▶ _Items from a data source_
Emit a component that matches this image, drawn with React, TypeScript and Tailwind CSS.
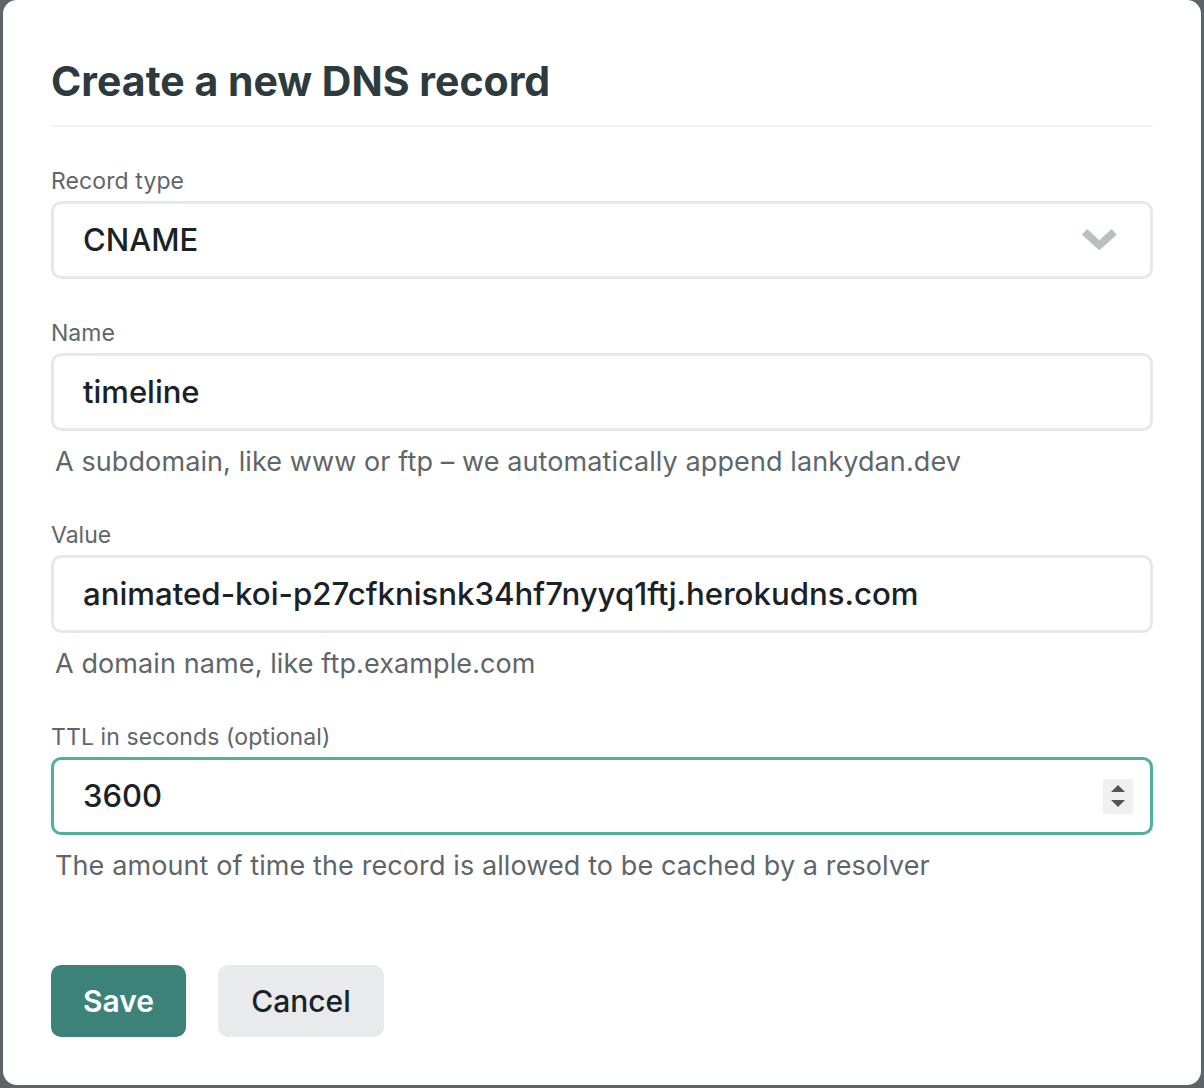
export default function App() {
    const font = { fontFamily: "Inter, 'Noto Sans', sans-serif" }
    return (
        <div className="w-[1204px] h-[1088px] bg-[#5d6568] overflow-hidden" style={font}>
            <div className="ml-[3px] w-[1198px] h-[1085px] bg-white rounded-[14px] px-12 pt-[59px]">
                <h1 className="text-[41px] leading-[44px] font-bold text-[#2d3a3e]">Create a new DNS record</h1>
                <div className="mt-[22px] h-[2px] bg-[#f3f5f5]" />

                <div className="mt-[42px]">
                    <label className="block text-[23px] leading-6 text-[#5f6669] tracking-[0.1px]">Record type</label>
                    <div className="mt-2 h-[78px] border-[3px] border-[#e6e8e9] rounded-[10px] flex items-center justify-between pl-[29px] pr-[33px]">
                        <span className="text-[31px] font-medium text-[#1a2228]">CNAME</span>
                        <svg width="35" height="22" viewBox="0 0 35 22">
                            <polygon points="5,0 17.3,11.3 29.7,0 34.7,5.7 17.3,21.3 0,5.7" fill="#b9bfc1" />
                        </svg>
                    </div>
                </div>

                <div className="mt-[42px]">
                    <label className="block text-[23px] leading-6 text-[#5f6669]">Name</label>
                    <div className="mt-2 h-[78px] border-[3px] border-[#e6e8e9] rounded-[10px] flex items-center pl-[29px]">
                        <span className="text-[31px] font-medium text-[#1a2228]">timeline</span>
                    </div>
                    <p className="mt-[17px] ml-1 text-[27px] leading-7 text-[#5f6669] tracking-[0.1px]">A subdomain, like www or ftp – we automatically append lankydan.dev</p>
                </div>

                <div className="mt-[47px]">
                    <label className="block text-[23px] leading-6 text-[#5f6669]">Value</label>
                    <div className="mt-2 h-[78px] border-[3px] border-[#e6e8e9] rounded-[10px] flex items-center pl-[29px]">
                        <span className="text-[31.2px] font-medium text-[#1a2228]">animated-koi-p27cfknisnk34hf7nyyq1ftj.herokudns.com</span>
                    </div>
                    <p className="mt-[17px] ml-1 text-[27px] leading-7 text-[#5f6669] tracking-[0.1px]">A domain name, like ftp.example.com</p>
                </div>

                <div className="mt-[47px]">
                    <label className="block text-[23px] leading-6 text-[#5f6669] tracking-[0.1px]">TTL in seconds (optional)</label>
                    <div className="mt-2 h-[78px] border-[3px] border-[#52ae9f] rounded-[10px] flex items-center justify-between pl-[29px] pr-[17px]">
                        <span className="text-[31px] font-medium text-[#1a2228]">3600</span>
                        <div className="w-[30px] h-[35px] bg-[#f0f0f0] rounded-[2px] flex flex-col items-center justify-center gap-[8px]">
                            <svg width="14" height="7" viewBox="0 0 14 7"><polygon points="7,0 14,7 0,7" fill="#555" /></svg>
                            <svg width="14" height="7" viewBox="0 0 14 7"><polygon points="0,0 14,0 7,7" fill="#555" /></svg>
                        </div>
                    </div>
                    <p className="mt-[17px] ml-1 text-[27px] leading-7 text-[#5f6669] tracking-[0.1px]">The amount of time the record is allowed to be cached by a resolver</p>
                </div>

                <div className="mt-[85px] flex gap-8">
                    <button className="w-[135px] h-[72px] rounded-[10px] bg-[#3d8279] text-white text-[30px] font-semibold">Save</button>
                    <button className="w-[166px] h-[72px] rounded-[10px] bg-[#e9eaec] text-[#1a2228] text-[30px] font-medium">Cancel</button>
                </div>
            </div>
        </div>
    )
}
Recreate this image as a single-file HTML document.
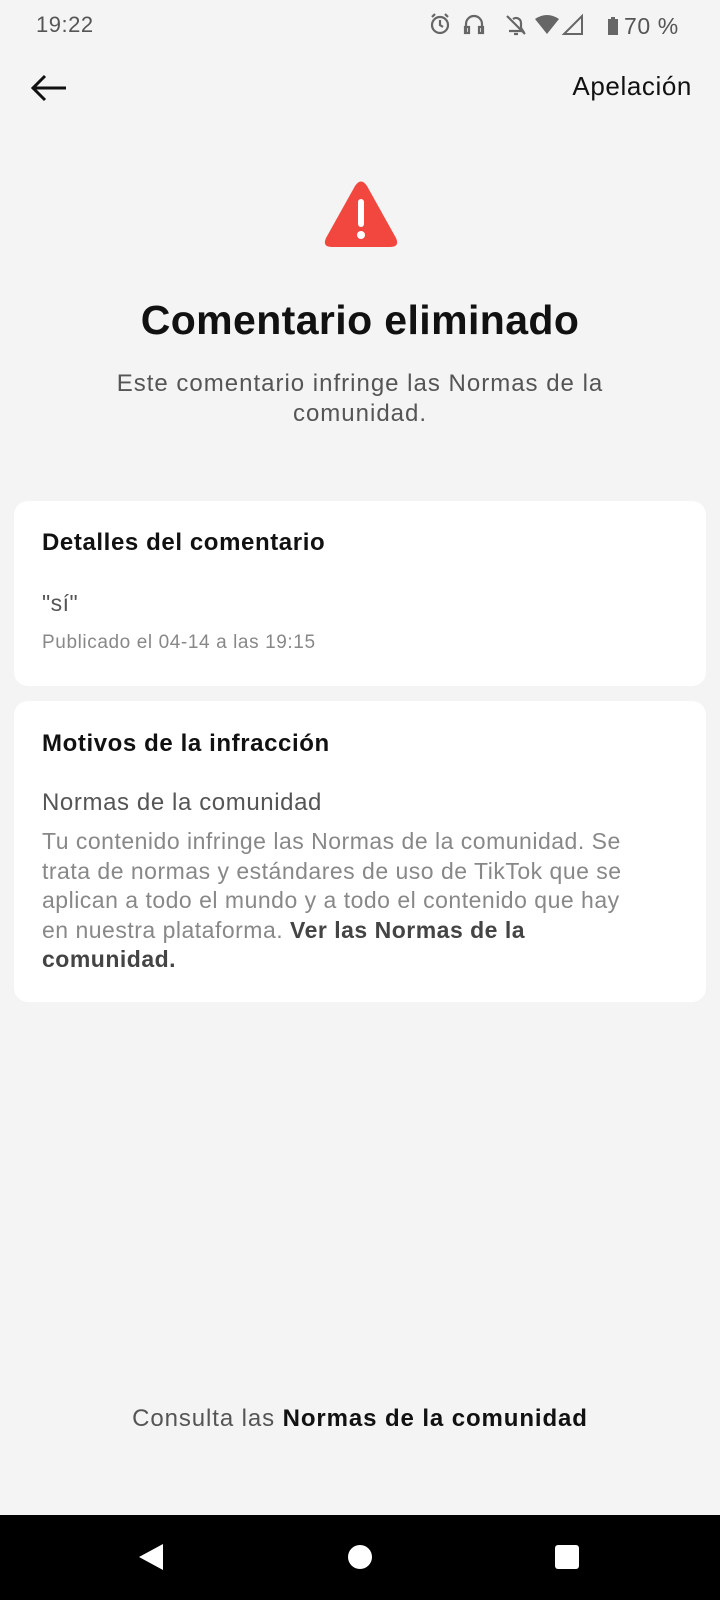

▶ _Goal_
Gather each line of the listing containing the word "this" and show it.

▶ _The response_
Emit a component that matches this image, drawn with React, TypeScript and Tailwind CSS.
Recreate this image as a single-file HTML document.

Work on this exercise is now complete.